### Task to carry out:
Copy out the whole listing exactly as written, leaving the pictures behind.

### Records shown:
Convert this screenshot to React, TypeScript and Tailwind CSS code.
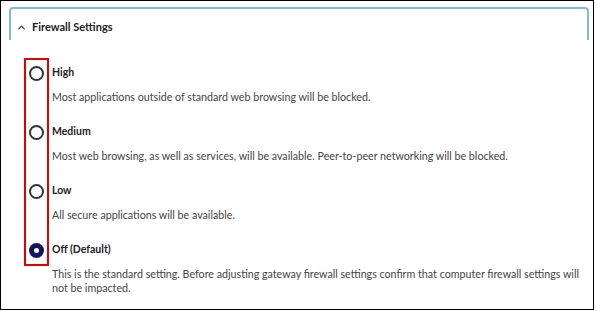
import { ChevronUp } from 'lucide-react';

const options = [
  {
    label: 'High',
    lines: ['Most applications outside of standard web browsing will be blocked.'],
    checked: false,
  },
  {
    label: 'Medium',
    lines: ['Most web browsing, as well as services, will be available. Peer-to-peer networking will be blocked.'],
    checked: false,
  },
  {
    label: 'Low',
    lines: ['All secure applications will be available.'],
    checked: false,
  },
  {
    label: 'Off (Default)',
    lines: [
      'This is the standard setting. Before adjusting gateway firewall settings confirm that computer firewall settings will',
      'not be impacted.',
    ],
    checked: true,
  },
];

function Radio({ checked }: { checked: boolean }) {
  if (checked) {
    return (
      <span className="flex h-[15px] w-[15px] shrink-0 items-center justify-center rounded-full bg-[#12175a]">
        <span className="h-[5px] w-[5px] rounded-full bg-white" />
      </span>
    );
  }
  return <span className="h-[15px] w-[15px] shrink-0 rounded-full border-2 border-[#333]" />;
}

export default function App() {
  return (
    <div
      className="relative h-[311px] w-[597px] bg-white text-[#2a2a2a]"
      style={{ fontFamily: 'Lato, "Open Sans", sans-serif' }}
    >
      <div className="relative h-[310px] w-[594px] border border-black pl-[8px] pr-[4px] pt-[6px]">
        <div className="flex h-[33px] items-center rounded-t-[4px] border-2 border-b-0 border-[#88b8d8] pl-[5px] pt-[6px]">
          <ChevronUp className="h-[11px] w-[11px] text-[#2c3e60]" strokeWidth={3} />
          <span className="ml-[5px] text-[11px] font-bold text-[#222]">Firewall Settings</span>
        </div>

        <div className="flex flex-col gap-[20px] pl-[20px] pt-[25px]">
          {options.map((o) => (
            <div key={o.label} className="flex flex-col">
              <div className="flex h-[16px] items-center gap-[8px]">
                <Radio checked={o.checked} />
                <span className="text-[10.5px] font-bold text-[#222]">{o.label}</span>
              </div>
              <div className="mt-[9px] whitespace-nowrap pl-[23px] text-[10.7px] leading-[14px] text-[#444]">
                {o.lines.map((l) => (
                  <div key={l}>{l}</div>
                ))}
              </div>
            </div>
          ))}
        </div>

        <div className="absolute left-[23px] top-[57px] h-[208px] w-[25px] border-2 border-[#e00000]" />
      </div>
    </div>
  );
}
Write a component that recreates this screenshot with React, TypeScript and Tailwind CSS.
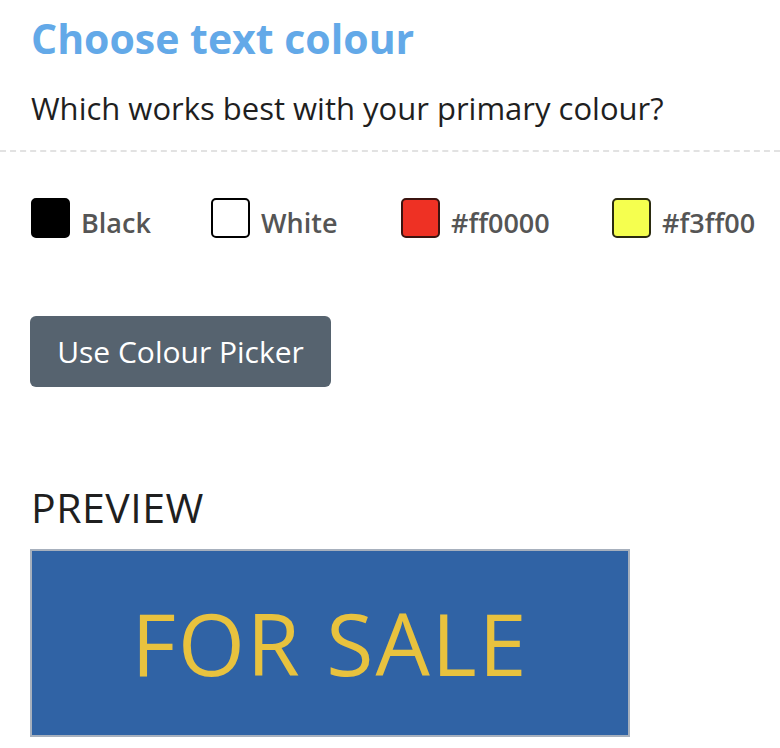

### The answer:
Convert this screenshot to React, TypeScript and Tailwind CSS code.
import { ChevronUp } from 'lucide-react';

const options = [
  {
    label: 'High',
    lines: ['Most applications outside of standard web browsing will be blocked.'],
    checked: false,
  },
  {
    label: 'Medium',
    lines: ['Most web browsing, as well as services, will be available. Peer-to-peer networking will be blocked.'],
    checked: false,
  },
  {
    label: 'Low',
    lines: ['All secure applications will be available.'],
    checked: false,
  },
  {
    label: 'Off (Default)',
    lines: [
      'This is the standard setting. Before adjusting gateway firewall settings confirm that computer firewall settings will',
      'not be impacted.',
    ],
    checked: true,
  },
];

function Radio({ checked }: { checked: boolean }) {
  if (checked) {
    return (
      <span className="flex h-[15px] w-[15px] shrink-0 items-center justify-center rounded-full bg-[#12175a]">
        <span className="h-[5px] w-[5px] rounded-full bg-white" />
      </span>
    );
  }
  return <span className="h-[15px] w-[15px] shrink-0 rounded-full border-2 border-[#333]" />;
}

export default function App() {
  return (
    <div
      className="relative h-[311px] w-[597px] bg-white text-[#2a2a2a]"
      style={{ fontFamily: 'Lato, "Open Sans", sans-serif' }}
    >
      <div className="relative h-[310px] w-[594px] border border-black pl-[8px] pr-[4px] pt-[6px]">
        <div className="flex h-[33px] items-center rounded-t-[4px] border-2 border-b-0 border-[#88b8d8] pl-[5px] pt-[6px]">
          <ChevronUp className="h-[11px] w-[11px] text-[#2c3e60]" strokeWidth={3} />
          <span className="ml-[5px] text-[11px] font-bold text-[#222]">Firewall Settings</span>
        </div>

        <div className="flex flex-col gap-[20px] pl-[20px] pt-[25px]">
          {options.map((o) => (
            <div key={o.label} className="flex flex-col">
              <div className="flex h-[16px] items-center gap-[8px]">
                <Radio checked={o.checked} />
                <span className="text-[10.5px] font-bold text-[#222]">{o.label}</span>
              </div>
              <div className="mt-[9px] whitespace-nowrap pl-[23px] text-[10.7px] leading-[14px] text-[#444]">
                {o.lines.map((l) => (
                  <div key={l}>{l}</div>
                ))}
              </div>
            </div>
          ))}
        </div>

        <div className="absolute left-[23px] top-[57px] h-[208px] w-[25px] border-2 border-[#e00000]" />
      </div>
    </div>
  );
}
Write a component that recreates this screenshot with React, TypeScript and Tailwind CSS.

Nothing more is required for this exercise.